Who is Clementine Jones?
- Gillian Fletcher
- Sep 13, 2024
- 2 min read
Updated: Mar 15
The Conglomerate Government of Souvern Novarica, Incorporated knows its citizens by their genetic signature. No ambiguity, no approximation. Your DNA is your identity, your record, your proof of existence within the system.
By that measure, Clementine Jones does not exist.

She was raised on a farm in rural isolation by the people she knew as her grandparents, Jebediah and Marya Jones. When her parents died, Marya took her in and kept her close, kept her home, kept her away from Conglomerate registration. In the rural territories, it is common enough for children to be registered at school rather than birth. Marya, who never trusted the Conglomerate, made sure school never came into it.
So Clementine grew up off the grid. Which, inside a surveillance state built on systemic control, is its own kind of rebellion.

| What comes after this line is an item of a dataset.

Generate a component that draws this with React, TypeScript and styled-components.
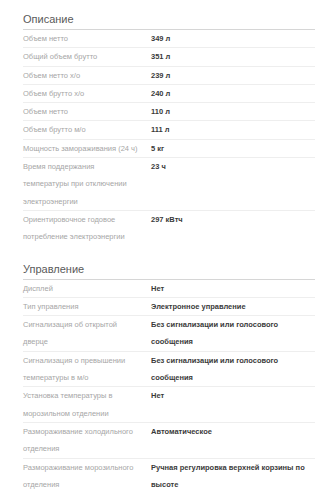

When she finally steps into Conglomerate territory, she gives them a different name entirely. River Mason. A name that belongs to no one, built from nothing, offered to a system that believes a genetic signature tells the whole story of a person.
It doesn't.
Because Clementine eventually learns that she is not actually Jeb and Marya's granddaughter. The family she believed in, the origin she carried, the name she was given before she invented another one: all of it more complicated than she was ever told. The Conglomerate's database cannot resolve who she is. Neither can she.
Three names. One person. No clean answer.
That tension, between the identity a system assigns you, the one you inherit, and the one you choose for yourself, is at the heart of The Algorithm of Life. Clementine's story is a dystopian speculative fiction about resistance and individual freedom, but it is also something quieter and more personal. It is about what you do when every version of yourself turns out to be incomplete.
Which one is she, really?
That depends on which page you're on.